The Torah portion of Mikeitz is always aligned with the festival of Chanukah, leading the commentaries to try and find some connection between the two, some of which are rather more tenuous than others.
Nonetheless, it cannot be an accident that Mikeitz and Chanukah are inextricably bound with each other, year after year. That being the case, we feel compelled to look for any common denominators between the two, as this convergence is clearly significant.
Let us focus on Joseph’s accusation to his brothers that they were spies (Gen. 42:9-14). His brothers naturally denied the accusation, but this seemed only to make Joseph even angrier.
Despite their insistent claim that they were simply a bunch of brothers who had come to Egypt looking for food during a famine, he still continued to accuse them of being spies, liars and fraudsters.
It was only later that Joseph became more conciliatory, and replenished their food and money, sending them back to Jacob without harming them in any way.
What changed? Why did Joseph initially act so harshly, and then later on soften his attitude?

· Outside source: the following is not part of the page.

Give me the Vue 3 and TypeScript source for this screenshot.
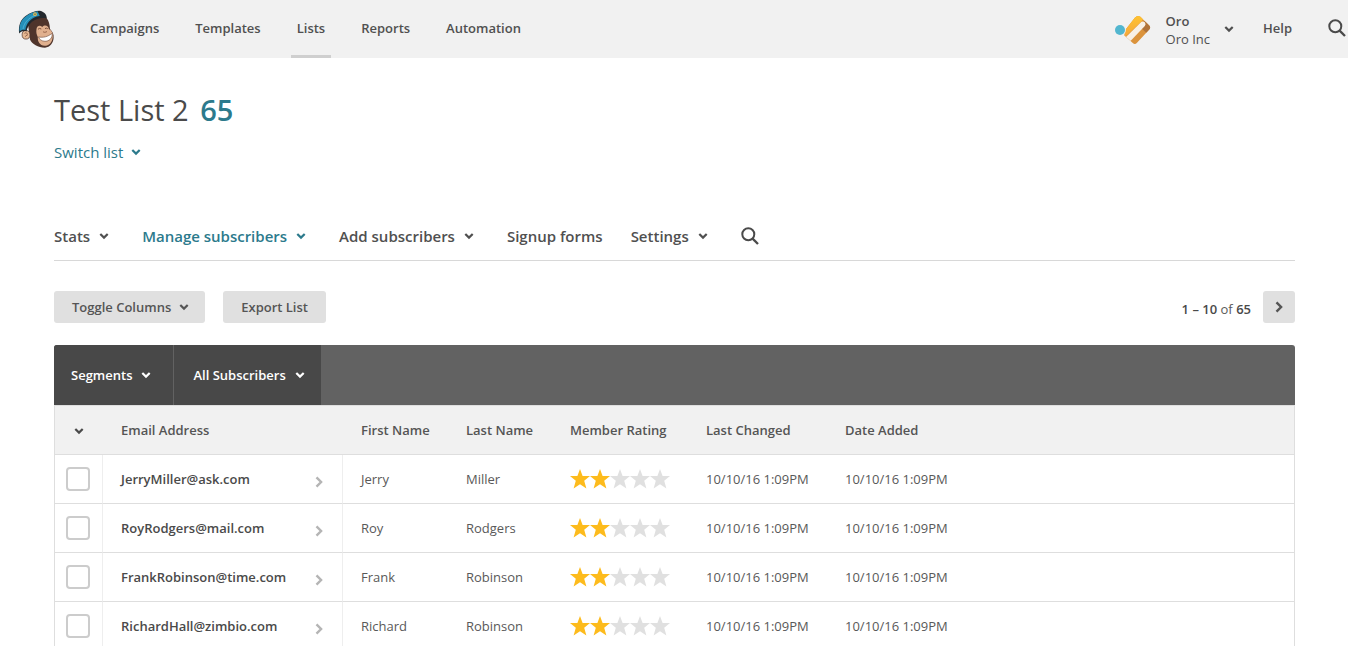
<script setup lang="ts">
interface Tab {
  label: string
  menu: boolean
}

interface Subscriber {
  email: string
  first: string
  last: string
  rating: number
  changed: string
  added: string
}

const navItems: string[] = ['Campaigns', 'Templates', 'Lists', 'Reports', 'Automation']
const activeNav = 'Lists'

const tabs: Tab[] = [
  { label: 'Stats', menu: true },
  { label: 'Manage subscribers', menu: true },
  { label: 'Add subscribers', menu: true },
  { label: 'Signup forms', menu: false },
  { label: 'Settings', menu: true },
]
const activeTab = 'Manage subscribers'

const stamp = '10/10/16 1:09PM'
const subscribers: Subscriber[] = [
  { email: 'JerryMiller@ask.com', first: 'Jerry', last: 'Miller', rating: 2, changed: stamp, added: stamp },
  { email: 'RoyRodgers@mail.com', first: 'Roy', last: 'Rodgers', rating: 2, changed: stamp, added: stamp },
  { email: 'FrankRobinson@time.com', first: 'Frank', last: 'Robinson', rating: 2, changed: stamp, added: stamp },
  { email: 'RichardHall@zimbio.com', first: 'Richard', last: 'Robinson', rating: 2, changed: stamp, added: stamp },
]
</script>

<template>
  <div class="page">
    <svg class="defs" aria-hidden="true">
      <symbol id="chev" viewBox="0 0 10 8">
        <path d="M1.3 2 5 5.6 8.7 2" fill="none" stroke="currentColor" stroke-width="2.2" />
      </symbol>
      <symbol id="next" viewBox="0 0 8 12">
        <path d="M1.5 1.3 6.1 6 1.5 10.7" fill="none" stroke="currentColor" stroke-width="2.4" />
      </symbol>
      <symbol id="search" viewBox="0 0 18 18">
        <circle cx="7.3" cy="7.3" r="6" fill="none" stroke="currentColor" stroke-width="2" />
        <path d="M11.6 11.6 17 17" fill="none" stroke="currentColor" stroke-width="2.3" />
      </symbol>
      <symbol id="star" viewBox="0 0 20 20">
        <path d="M10 0 12.6 7H20L14.2 11.8 16.4 19.6 10 15.2 3.6 19.6 5.8 11.8 0 7H7.4Z" fill="currentColor" />
      </symbol>
    </svg>

    <header class="top">
      <a class="logo" href="#" aria-label="Home">
        <svg width="36" height="38" viewBox="0 0 36 38">
          <path d="M10 14 12 29.5C14 34 20 37.7 27 37.8 32 37 35.4 33 35.6 28 36 24 34.5 21.5 32 19 31.5 14 31 11 28.5 8L19 7Z" fill="#4f342b" />
          <ellipse cx="8" cy="24.8" rx="3.9" ry="4.3" fill="#e5b893" stroke="#4b322a" stroke-width=".7" />
          <path d="M6.5 23.4C8 22 9.8 23.2 9.3 25.4M7.2 26.6 9 25" fill="none" stroke="#8a5a43" stroke-width=".9" />
          <path d="M18.5 19C19 15.5 22 14.8 24.3 17 26.5 14.4 30.6 15.5 30.8 19 33.8 20.5 35 23 34.8 26.5 34.5 32.5 31 35.8 26.5 35.8 21.8 35.3 19.5 32 19.8 27 18.5 24.5 18 22 18.5 19Z" fill="#e0b08e" />
          <path d="M20 19.2Q21.5 17.8 23.3 19M27 18.6Q28.4 17.6 29.8 18.7" fill="none" stroke="#7a4d38" stroke-width="1" />
          <path d="M25 21.8Q26.8 23 29 21.6" fill="none" stroke="#9a674d" stroke-width="1" />
          <path d="M20.5 26.9C25 28 30 26.7 34.2 23.3 34.6 28.5 31 31.3 27 31.3 23.8 31.2 21.4 29.6 20.5 26.9Z" fill="#fff" stroke="#6b4636" stroke-width=".6" />
          <path d="M1.2 23.5C.2 16 2.5 9.5 7.5 6 12 2.7 17 .7 21.5.7 26 1.4 28.6 4.2 28.9 8.4 23.5 7.2 18 8.5 14 11.8 10.8 14.8 9 18.2 8.5 21.4 5.8 20.6 3.5 21.3 1.2 23.5Z" fill="#23282d" />
          <path d="M1.6 21.5C1 15 3.2 9.8 7.8 6.5 11.5 3.8 15 1.9 19.6 1.3L21.8 6C17.5 6.4 13.5 8.4 11 11.6 8.8 14.4 7.7 17 7.4 20 5.2 19.4 3 20 1.6 21.5Z" fill="#2590b9" />
          <path d="M5 19C5.8 13.5 10 8 17 5.4" fill="none" stroke="#4aaed0" stroke-width="1" />
          <circle cx="17" cy="4.2" r="1.9" fill="#d9b75b" />
          <circle cx="17" cy="4.2" r=".7" fill="#526a4b" />
        </svg>
      </a>
      <nav class="main-nav" aria-label="Main">
        <a v-for="item in navItems" :key="item" href="#" :class="{ on: item === activeNav }">{{ item }}</a>
      </nav>
      <button class="account" type="button">
        <svg width="36" height="30" viewBox="0 0 36 30">
          <defs>
            <linearGradient id="gold" x1="0" y1="0" x2="0" y2="1">
              <stop offset="0" stop-color="#ffc431" />
              <stop offset="1" stop-color="#f4a73c" />
            </linearGradient>
            <clipPath id="card">
              <path d="M9.5 16 19.8 2.8Q22.3-.4 25.4 1.8L34 10.2Q36 12 34.5 14.2L22 27.7Q20 30 17.8 28L9.5 20.5Z" />
            </clipPath>
          </defs>
          <g clip-path="url(#card)">
            <path d="M0 0H36V30H0Z" fill="#db933c" />
            <path d="M36 8V22L25 12 29 6Z" fill="#b0733a" />
            <path d="M0 0H31L26 7 10 22H0Z" fill="url(#gold)" />
            <path d="M11 22 26.5 6.8Q28.3 5.7 30 7.5 31.2 9.3 29.8 11L15.5 26Z" fill="#f8f0e5" />
          </g>
          <circle cx="5" cy="15" r="5.9" fill="#f1f1f1" />
          <circle cx="5" cy="15" r="5" fill="#52b6cf" />
        </svg>
        <span class="who"><strong>Oro</strong><span>Oro Inc</span></span>
        <svg class="chev"><use href="#chev" /></svg>
      </button>
      <a class="help" href="#">Help</a>
      <button class="icon-btn" type="button" aria-label="Search">
        <svg class="glass"><use href="#search" /></svg>
      </button>
    </header>

    <main>
      <h1>Test List 2 <span class="count">65</span></h1>
      <button class="switch" type="button">Switch list <svg class="chev"><use href="#chev" /></svg></button>

      <nav class="tabs" aria-label="List">
        <a v-for="tab in tabs" :key="tab.label" href="#" :class="{ on: tab.label === activeTab }">
          {{ tab.label }}<svg v-if="tab.menu" class="chev"><use href="#chev" /></svg>
        </a>
        <button class="icon-btn" type="button" aria-label="Search this list">
          <svg class="glass"><use href="#search" /></svg>
        </button>
      </nav>

      <div class="tools">
        <button class="btn menu" type="button">Toggle Columns<svg class="chev"><use href="#chev" /></svg></button>
        <button class="btn" type="button">Export List</button>
        <p class="range"><b>1 – 10</b> of <b>65</b></p>
        <button class="btn next" type="button" aria-label="Next page">
          <svg class="arrow"><use href="#next" /></svg>
        </button>
      </div>

      <div class="segments">
        <button type="button">Segments<svg class="chev"><use href="#chev" /></svg></button>
        <button type="button">All Subscribers<svg class="chev"><use href="#chev" /></svg></button>
      </div>

      <table>
        <colgroup>
          <col class="c-check" /><col class="c-email" /><col class="c-first" /><col class="c-last" />
          <col class="c-rating" /><col class="c-changed" /><col />
        </colgroup>
        <thead>
          <tr>
            <th class="pick">
              <button class="icon-btn" type="button" aria-label="Select"><svg class="chev"><use href="#chev" /></svg></button>
            </th>
            <th>Email Address</th>
            <th>First Name</th>
            <th>Last Name</th>
            <th>Member Rating</th>
            <th>Last Changed</th>
            <th>Date Added</th>
          </tr>
        </thead>
        <tbody>
          <tr v-for="s in subscribers" :key="s.email">
            <td class="pick"><input type="checkbox" :aria-label="s.email" /></td>
            <td class="email">
              <a href="#">{{ s.email }}<svg class="arrow"><use href="#next" /></svg></a>
            </td>
            <td>{{ s.first }}</td>
            <td>{{ s.last }}</td>
            <td>
              <span class="stars" role="img" :aria-label="`${s.rating} of 5`">
                <svg v-for="n in 5" :key="n" :class="{ lit: n <= s.rating }"><use href="#star" /></svg>
              </span>
            </td>
            <td>{{ s.changed }}</td>
            <td>{{ s.added }}</td>
          </tr>
        </tbody>
      </table>
    </main>
  </div>
</template>

<style>
body {
  margin: 0;
  background: #fff;
}
</style>

<style scoped>
.page {
  height: 100vh;
  overflow: hidden;
  font: 400 13px/18px "Open Sans", "Noto Sans", sans-serif;
  color: #595959;
}
.page * {
  box-sizing: border-box;
}
.defs {
  position: absolute;
  width: 0;
  height: 0;
}
a {
  color: inherit;
  text-decoration: none;
}
button {
  margin: 0;
  padding: 0;
  border: 0;
  background: none;
  font: inherit;
  color: inherit;
  cursor: pointer;
}
.chev {
  flex: none;
  width: 10px;
  height: 8px;
}
.glass {
  width: 18px;
  height: 18px;
}
.arrow {
  width: 8px;
  height: 12px;
}
.icon-btn {
  display: inline-flex;
  color: #4a4a4a;
}
.top {
  display: flex;
  align-items: center;
  height: 58px;
  padding: 0 2px 0 18px;
  background: #f1f1f1;
  color: #505050;
  font-weight: 600;
}
.top > .icon-btn,
.help {
  padding-bottom: 2px;
}
.logo {
  display: flex;
  margin-right: 30px;
}
.main-nav {
  display: flex;
  gap: 24px;
  align-self: stretch;
}
.main-nav a {
  padding: 19px 6px 0;
  border-bottom: 3px solid transparent;
}
.main-nav a.on {
  border-color: #cfcfcf;
}
.account {
  display: flex;
  align-items: center;
  margin-left: auto;
  padding-top: 2px;
  text-align: left;
}
.account .chev {
  margin-bottom: 3px;
}
.who {
  display: flex;
  flex-direction: column;
  margin: 0 14px 0 15px;
  font-weight: 400;
}
.who strong {
  font-weight: 600;
}
.help {
  margin: 0 36px 0 29px;
}
main {
  padding: 31px 53px 0 54px;
}
h1 {
  margin: 0;
  font-size: 29px;
  line-height: 42px;
  font-weight: 500;
  color: #4a4a4a;
}
.count {
  margin-left: 4px;
  font-weight: 600;
  color: #2c7a8c;
}
.switch {
  display: flex;
  align-items: center;
  gap: 8px;
  margin-top: 10px;
  font-size: 15px;
  line-height: 22px;
  color: #2c7a8c;
}
.tabs {
  display: flex;
  align-items: center;
  gap: 28px;
  height: 50px;
  margin-top: 48px;
  border-bottom: 1px solid #d8d8d8;
  font-size: 15px;
  line-height: 22px;
  font-weight: 600;
  color: #505050;
}
.tabs a {
  display: flex;
  align-items: center;
}
.tabs .chev {
  margin: 0 5px 0 9px;
}
.tabs a.on {
  color: #2c7a8c;
}
.tools {
  display: flex;
  align-items: center;
  margin-top: 30px;
}
.btn {
  display: flex;
  align-items: center;
  justify-content: center;
  gap: 8px;
  height: 32px;
  margin-right: 18px;
  padding: 0 18px;
  border-radius: 3px;
  background: #e0e0e0;
  font-weight: 600;
  color: #555;
}
.btn.menu {
  padding: 0 16px 0 18px;
}
.btn.next {
  width: 32px;
  margin: 0;
  padding: 0;
}
.range {
  margin: 4px 12px 0 auto;
}
.range b {
  font-weight: 600;
  color: #4a4a4a;
}
.segments {
  display: flex;
  height: 60px;
  margin-top: 22px;
  overflow: hidden;
  border-radius: 3px 3px 0 0;
  background: #626262;
}
.segments button {
  display: flex;
  align-items: center;
  gap: 9px;
  padding: 0 22px 0 17px;
  background: #484848;
  font-weight: 600;
  color: #fff;
}
.segments button + button {
  padding: 0 16px 0 19px;
  border-left: 1px solid #626262;
}
table {
  width: 100%;
  table-layout: fixed;
  border: solid #dedede;
  border-width: 0 1px;
  border-spacing: 0;
}
.c-check {
  width: 48px;
}
.c-email {
  width: 240px;
}
.c-first {
  width: 105px;
}
.c-last {
  width: 104px;
}
.c-rating {
  width: 136px;
}
.c-changed {
  width: 139px;
}
th,
td {
  height: 49px;
  padding: 0 0 0 18px;
  border-bottom: 1px solid #dedede;
  text-align: left;
  vertical-align: middle;
}
th {
  height: 50px;
  border-top: 1px solid #dedede;
  background: #f1f1f1;
  font-weight: 600;
  color: #555;
}
.pick {
  padding: 0 1px 0 0;
  text-align: center;
}
td.pick,
td.email {
  border-right: 1px solid #eee;
}
.email a {
  display: flex;
  align-items: center;
  justify-content: space-between;
  padding-right: 19px;
  font-weight: 600;
  color: #4a4a4a;
}
.email .arrow {
  margin-top: 5px;
  color: #b5b5b5;
}
input {
  display: block;
  width: 24px;
  height: 24px;
  margin: 0 auto;
  appearance: none;
  border: 2px solid #ccc;
  border-radius: 4px;
  background: #fff;
}
.stars {
  display: flex;
}
.stars svg {
  width: 20px;
  height: 20px;
  color: #e0e0e0;
}
.stars svg.lit {
  color: #fdbb1c;
}
</style>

The answer can be found in verse 21. The brothers, talking among themselves, admitted – probably for the first time – that this entire incident was undoubtedly the result of their mistreatment of Joseph so many years ago:
וַיֹאמְרוּ אִישׁ אֶל אָחִיו אֲבָל אֲשֵמִים אֲנַחְנוּ עַל אָחִינוּ אֲשֶר רָאִינוּ צָרַת נַפְשׁוֹ בְהִתְחַנְנוֹ אֵלֵינוּ וְלֹא שָמָעְנוּ עַל כֵן בָאָה אֵלֵינוּ הַצָרָה הַזֹאת
“They said to each other: ‘We must be guilty with regard to our brother, as we saw how deeply distressed he was when he begged us, and we did not listen; that is the reason we are going through such distress ourselves.’”
Joseph, who was listening in, and could understand what they were saying without them realizing it, saw the beginning of a process that would allow him to reconcile with his brothers. Suddenly there was an admission of wrongdoing, an acknowledgment that the suffering they were going through was the result of their behavior towards him so many years before.
Earlier on, when they had insisted that they were innocent of all guilt, honest to a fault, he had been maddened by their arrogance and self-delusion. But when they began their introspection, and admitted that their behavior historically had been far from perfect, his attitude towards them softened, and the healing process began.
Chanukah took place after years of religious and societal decline in the Land of Israel. Hellenized Jews had aligned themselves with the Greeks and taken over control of the country. Even the high priests were Hellenists, and partial to paganism. And it seemed God had abandoned the Jews. The Temple was defiled. Torah-true Jews were persecuted. Judaism seemed doomed to oblivion.
It was only when Matityahu, the elderly patriarch of the Hasmonean dynasty, came to the realization that it was up to him and the few others who were concerned for the future of Jewish life to take action, that miracles happened, and the strong were beaten by the weak, and the many were conquered by the few.
We all struggle to deal with challenges and unpleasant circumstances. Usually, all it takes to change things around is an admission that the power to trigger change is in our hands.
If we admit mistakes and understand our own role in the circumstances of our lives, the change that we need will happen, and the process begins that will eventually lead to a happy result.